◆ WHAT IS BEING ASKED ◆
Please transcribe the data below exactly. Leave the pictures out.

◆ GIVEN RECORDS ◆
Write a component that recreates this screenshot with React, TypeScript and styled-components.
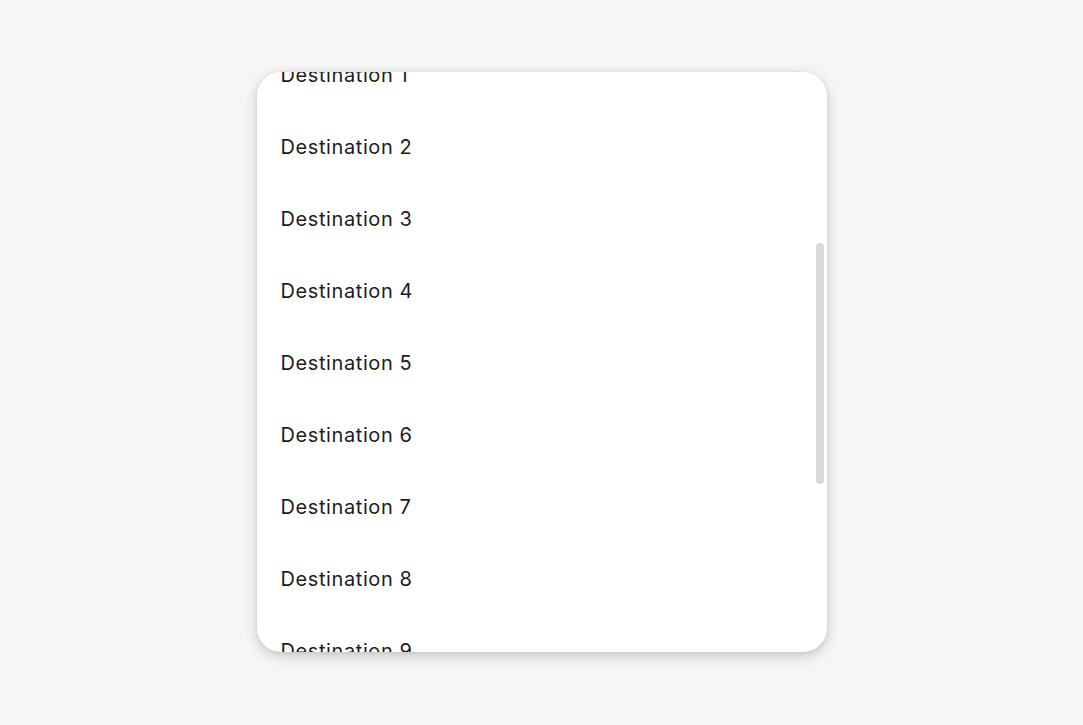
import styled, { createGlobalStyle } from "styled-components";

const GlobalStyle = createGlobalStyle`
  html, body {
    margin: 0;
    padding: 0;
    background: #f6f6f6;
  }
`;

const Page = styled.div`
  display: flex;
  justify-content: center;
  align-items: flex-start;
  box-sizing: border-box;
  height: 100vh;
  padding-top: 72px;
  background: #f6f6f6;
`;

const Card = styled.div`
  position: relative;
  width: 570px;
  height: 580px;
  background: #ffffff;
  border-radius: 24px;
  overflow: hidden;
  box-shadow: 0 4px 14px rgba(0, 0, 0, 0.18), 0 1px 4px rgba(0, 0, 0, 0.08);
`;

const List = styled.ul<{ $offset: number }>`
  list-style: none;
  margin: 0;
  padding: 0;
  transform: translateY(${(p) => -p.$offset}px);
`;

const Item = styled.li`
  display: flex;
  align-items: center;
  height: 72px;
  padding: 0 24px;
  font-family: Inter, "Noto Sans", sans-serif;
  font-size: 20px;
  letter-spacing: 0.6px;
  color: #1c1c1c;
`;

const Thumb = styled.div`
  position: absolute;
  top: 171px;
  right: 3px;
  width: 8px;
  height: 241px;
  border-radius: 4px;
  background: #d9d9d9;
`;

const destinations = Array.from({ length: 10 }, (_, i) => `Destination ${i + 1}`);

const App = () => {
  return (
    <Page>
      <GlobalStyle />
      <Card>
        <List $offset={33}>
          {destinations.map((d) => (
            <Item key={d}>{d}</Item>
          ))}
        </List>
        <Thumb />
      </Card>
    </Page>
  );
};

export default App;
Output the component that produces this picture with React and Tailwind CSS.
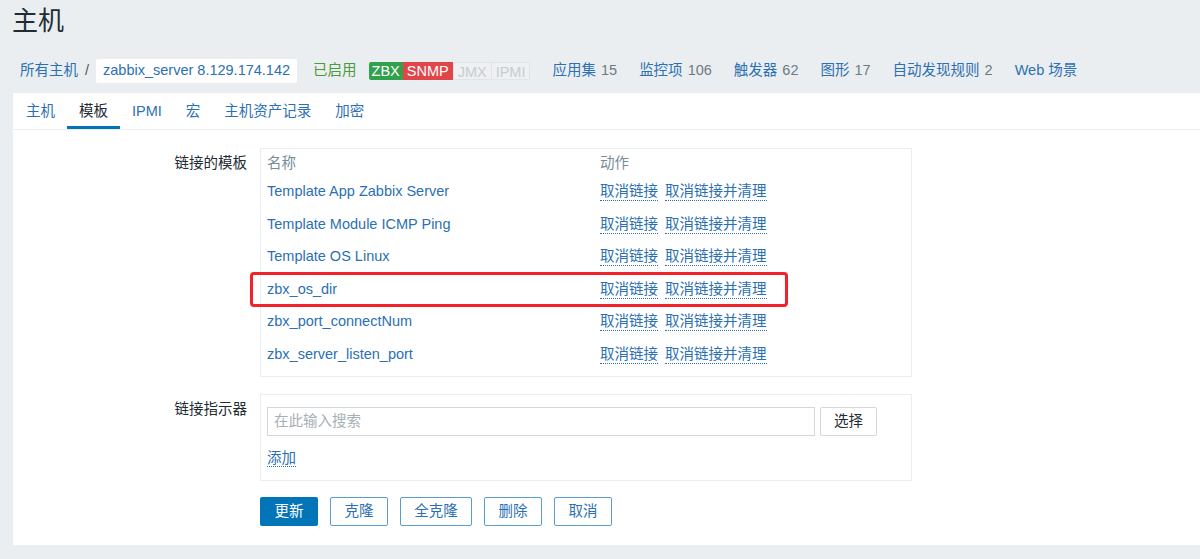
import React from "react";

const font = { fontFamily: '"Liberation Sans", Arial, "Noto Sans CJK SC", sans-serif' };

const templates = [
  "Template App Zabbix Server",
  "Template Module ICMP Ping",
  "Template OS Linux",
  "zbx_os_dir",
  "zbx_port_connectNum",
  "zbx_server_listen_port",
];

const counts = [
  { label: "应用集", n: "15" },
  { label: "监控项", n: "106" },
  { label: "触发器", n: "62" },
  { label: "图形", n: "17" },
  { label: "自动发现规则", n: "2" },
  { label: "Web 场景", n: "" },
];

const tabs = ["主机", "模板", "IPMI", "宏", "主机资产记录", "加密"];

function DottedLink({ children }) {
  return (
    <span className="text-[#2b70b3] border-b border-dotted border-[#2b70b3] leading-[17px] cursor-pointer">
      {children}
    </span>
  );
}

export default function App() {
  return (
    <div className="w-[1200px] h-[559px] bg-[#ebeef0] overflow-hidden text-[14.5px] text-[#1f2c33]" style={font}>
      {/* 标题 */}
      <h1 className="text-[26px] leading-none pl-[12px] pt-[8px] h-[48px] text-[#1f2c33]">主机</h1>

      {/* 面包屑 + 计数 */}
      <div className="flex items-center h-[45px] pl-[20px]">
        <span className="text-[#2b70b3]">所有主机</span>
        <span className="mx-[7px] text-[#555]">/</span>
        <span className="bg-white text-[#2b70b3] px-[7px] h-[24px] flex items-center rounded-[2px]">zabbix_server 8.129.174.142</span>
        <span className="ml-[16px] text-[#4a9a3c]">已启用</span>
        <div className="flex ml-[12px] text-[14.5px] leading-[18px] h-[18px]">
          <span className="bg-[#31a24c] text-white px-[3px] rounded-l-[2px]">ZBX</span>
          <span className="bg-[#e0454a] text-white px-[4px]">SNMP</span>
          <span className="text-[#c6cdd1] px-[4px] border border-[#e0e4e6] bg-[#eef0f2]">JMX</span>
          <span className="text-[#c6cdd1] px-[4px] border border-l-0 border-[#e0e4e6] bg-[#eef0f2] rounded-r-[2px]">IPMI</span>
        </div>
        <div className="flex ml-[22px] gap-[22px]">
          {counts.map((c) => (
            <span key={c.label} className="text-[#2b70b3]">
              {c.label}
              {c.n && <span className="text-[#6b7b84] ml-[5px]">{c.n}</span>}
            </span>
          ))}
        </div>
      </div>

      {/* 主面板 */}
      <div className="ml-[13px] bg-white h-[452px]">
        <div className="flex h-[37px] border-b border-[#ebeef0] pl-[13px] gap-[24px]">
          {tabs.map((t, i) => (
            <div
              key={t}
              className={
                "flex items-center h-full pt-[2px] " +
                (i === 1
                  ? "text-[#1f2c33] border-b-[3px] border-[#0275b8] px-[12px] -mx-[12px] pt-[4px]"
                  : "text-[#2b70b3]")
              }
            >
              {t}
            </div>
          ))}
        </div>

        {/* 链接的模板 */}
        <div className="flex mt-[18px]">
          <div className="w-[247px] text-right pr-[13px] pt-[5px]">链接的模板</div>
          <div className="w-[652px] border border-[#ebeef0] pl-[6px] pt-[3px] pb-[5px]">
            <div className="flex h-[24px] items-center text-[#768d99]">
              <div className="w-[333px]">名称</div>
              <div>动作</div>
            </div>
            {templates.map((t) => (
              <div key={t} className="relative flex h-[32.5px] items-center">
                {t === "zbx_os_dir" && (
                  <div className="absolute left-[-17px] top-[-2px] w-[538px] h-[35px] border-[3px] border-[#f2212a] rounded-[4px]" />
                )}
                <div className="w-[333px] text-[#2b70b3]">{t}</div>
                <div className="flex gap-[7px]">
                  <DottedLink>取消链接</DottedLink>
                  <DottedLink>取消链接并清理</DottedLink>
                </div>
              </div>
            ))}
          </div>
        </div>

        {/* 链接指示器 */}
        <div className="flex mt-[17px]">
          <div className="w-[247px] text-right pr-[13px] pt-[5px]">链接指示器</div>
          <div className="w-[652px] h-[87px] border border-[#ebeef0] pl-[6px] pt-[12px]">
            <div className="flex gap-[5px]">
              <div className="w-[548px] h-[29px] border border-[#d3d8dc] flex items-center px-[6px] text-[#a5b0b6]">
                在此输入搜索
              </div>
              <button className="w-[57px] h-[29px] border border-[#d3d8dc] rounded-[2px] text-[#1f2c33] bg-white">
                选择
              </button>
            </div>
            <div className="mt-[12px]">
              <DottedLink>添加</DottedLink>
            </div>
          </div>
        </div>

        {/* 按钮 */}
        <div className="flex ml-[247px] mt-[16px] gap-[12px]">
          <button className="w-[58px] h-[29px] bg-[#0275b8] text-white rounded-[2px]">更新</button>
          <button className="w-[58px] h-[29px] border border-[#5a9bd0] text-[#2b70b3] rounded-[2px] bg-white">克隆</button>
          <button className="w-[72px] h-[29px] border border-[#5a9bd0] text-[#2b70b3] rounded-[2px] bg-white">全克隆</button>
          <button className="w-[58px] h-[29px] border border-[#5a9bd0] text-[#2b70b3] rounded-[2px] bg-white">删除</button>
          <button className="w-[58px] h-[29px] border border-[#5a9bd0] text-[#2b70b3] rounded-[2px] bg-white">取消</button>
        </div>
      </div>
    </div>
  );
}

◆ WORKED ANSWER ◆
Write a component that recreates this screenshot with React, TypeScript and styled-components.
import styled, { createGlobalStyle } from "styled-components";

const GlobalStyle = createGlobalStyle`
  html, body {
    margin: 0;
    padding: 0;
    background: #f6f6f6;
  }
`;

const Page = styled.div`
  display: flex;
  justify-content: center;
  align-items: flex-start;
  box-sizing: border-box;
  height: 100vh;
  padding-top: 72px;
  background: #f6f6f6;
`;

const Card = styled.div`
  position: relative;
  width: 570px;
  height: 580px;
  background: #ffffff;
  border-radius: 24px;
  overflow: hidden;
  box-shadow: 0 4px 14px rgba(0, 0, 0, 0.18), 0 1px 4px rgba(0, 0, 0, 0.08);
`;

const List = styled.ul<{ $offset: number }>`
  list-style: none;
  margin: 0;
  padding: 0;
  transform: translateY(${(p) => -p.$offset}px);
`;

const Item = styled.li`
  display: flex;
  align-items: center;
  height: 72px;
  padding: 0 24px;
  font-family: Inter, "Noto Sans", sans-serif;
  font-size: 20px;
  letter-spacing: 0.6px;
  color: #1c1c1c;
`;

const Thumb = styled.div`
  position: absolute;
  top: 171px;
  right: 3px;
  width: 8px;
  height: 241px;
  border-radius: 4px;
  background: #d9d9d9;
`;

const destinations = Array.from({ length: 10 }, (_, i) => `Destination ${i + 1}`);

const App = () => {
  return (
    <Page>
      <GlobalStyle />
      <Card>
        <List $offset={33}>
          {destinations.map((d) => (
            <Item key={d}>{d}</Item>
          ))}
        </List>
        <Thumb />
      </Card>
    </Page>
  );
};

export default App;
Output the component that produces this picture with React and Tailwind CSS.
import React from "react";

const font = { fontFamily: '"Liberation Sans", Arial, "Noto Sans CJK SC", sans-serif' };

const templates = [
  "Template App Zabbix Server",
  "Template Module ICMP Ping",
  "Template OS Linux",
  "zbx_os_dir",
  "zbx_port_connectNum",
  "zbx_server_listen_port",
];

const counts = [
  { label: "应用集", n: "15" },
  { label: "监控项", n: "106" },
  { label: "触发器", n: "62" },
  { label: "图形", n: "17" },
  { label: "自动发现规则", n: "2" },
  { label: "Web 场景", n: "" },
];

const tabs = ["主机", "模板", "IPMI", "宏", "主机资产记录", "加密"];

function DottedLink({ children }) {
  return (
    <span className="text-[#2b70b3] border-b border-dotted border-[#2b70b3] leading-[17px] cursor-pointer">
      {children}
    </span>
  );
}

export default function App() {
  return (
    <div className="w-[1200px] h-[559px] bg-[#ebeef0] overflow-hidden text-[14.5px] text-[#1f2c33]" style={font}>
      {/* 标题 */}
      <h1 className="text-[26px] leading-none pl-[12px] pt-[8px] h-[48px] text-[#1f2c33]">主机</h1>

      {/* 面包屑 + 计数 */}
      <div className="flex items-center h-[45px] pl-[20px]">
        <span className="text-[#2b70b3]">所有主机</span>
        <span className="mx-[7px] text-[#555]">/</span>
        <span className="bg-white text-[#2b70b3] px-[7px] h-[24px] flex items-center rounded-[2px]">zabbix_server 8.129.174.142</span>
        <span className="ml-[16px] text-[#4a9a3c]">已启用</span>
        <div className="flex ml-[12px] text-[14.5px] leading-[18px] h-[18px]">
          <span className="bg-[#31a24c] text-white px-[3px] rounded-l-[2px]">ZBX</span>
          <span className="bg-[#e0454a] text-white px-[4px]">SNMP</span>
          <span className="text-[#c6cdd1] px-[4px] border border-[#e0e4e6] bg-[#eef0f2]">JMX</span>
          <span className="text-[#c6cdd1] px-[4px] border border-l-0 border-[#e0e4e6] bg-[#eef0f2] rounded-r-[2px]">IPMI</span>
        </div>
        <div className="flex ml-[22px] gap-[22px]">
          {counts.map((c) => (
            <span key={c.label} className="text-[#2b70b3]">
              {c.label}
              {c.n && <span className="text-[#6b7b84] ml-[5px]">{c.n}</span>}
            </span>
          ))}
        </div>
      </div>

      {/* 主面板 */}
      <div className="ml-[13px] bg-white h-[452px]">
        <div className="flex h-[37px] border-b border-[#ebeef0] pl-[13px] gap-[24px]">
          {tabs.map((t, i) => (
            <div
              key={t}
              className={
                "flex items-center h-full pt-[2px] " +
                (i === 1
                  ? "text-[#1f2c33] border-b-[3px] border-[#0275b8] px-[12px] -mx-[12px] pt-[4px]"
                  : "text-[#2b70b3]")
              }
            >
              {t}
            </div>
          ))}
        </div>

        {/* 链接的模板 */}
        <div className="flex mt-[18px]">
          <div className="w-[247px] text-right pr-[13px] pt-[5px]">链接的模板</div>
          <div className="w-[652px] border border-[#ebeef0] pl-[6px] pt-[3px] pb-[5px]">
            <div className="flex h-[24px] items-center text-[#768d99]">
              <div className="w-[333px]">名称</div>
              <div>动作</div>
            </div>
            {templates.map((t) => (
              <div key={t} className="relative flex h-[32.5px] items-center">
                {t === "zbx_os_dir" && (
                  <div className="absolute left-[-17px] top-[-2px] w-[538px] h-[35px] border-[3px] border-[#f2212a] rounded-[4px]" />
                )}
                <div className="w-[333px] text-[#2b70b3]">{t}</div>
                <div className="flex gap-[7px]">
                  <DottedLink>取消链接</DottedLink>
                  <DottedLink>取消链接并清理</DottedLink>
                </div>
              </div>
            ))}
          </div>
        </div>

        {/* 链接指示器 */}
        <div className="flex mt-[17px]">
          <div className="w-[247px] text-right pr-[13px] pt-[5px]">链接指示器</div>
          <div className="w-[652px] h-[87px] border border-[#ebeef0] pl-[6px] pt-[12px]">
            <div className="flex gap-[5px]">
              <div className="w-[548px] h-[29px] border border-[#d3d8dc] flex items-center px-[6px] text-[#a5b0b6]">
                在此输入搜索
              </div>
              <button className="w-[57px] h-[29px] border border-[#d3d8dc] rounded-[2px] text-[#1f2c33] bg-white">
                选择
              </button>
            </div>
            <div className="mt-[12px]">
              <DottedLink>添加</DottedLink>
            </div>
          </div>
        </div>

        {/* 按钮 */}
        <div className="flex ml-[247px] mt-[16px] gap-[12px]">
          <button className="w-[58px] h-[29px] bg-[#0275b8] text-white rounded-[2px]">更新</button>
          <button className="w-[58px] h-[29px] border border-[#5a9bd0] text-[#2b70b3] rounded-[2px] bg-white">克隆</button>
          <button className="w-[72px] h-[29px] border border-[#5a9bd0] text-[#2b70b3] rounded-[2px] bg-white">全克隆</button>
          <button className="w-[58px] h-[29px] border border-[#5a9bd0] text-[#2b70b3] rounded-[2px] bg-white">删除</button>
          <button className="w-[58px] h-[29px] border border-[#5a9bd0] text-[#2b70b3] rounded-[2px] bg-white">取消</button>
        </div>
      </div>
    </div>
  );
}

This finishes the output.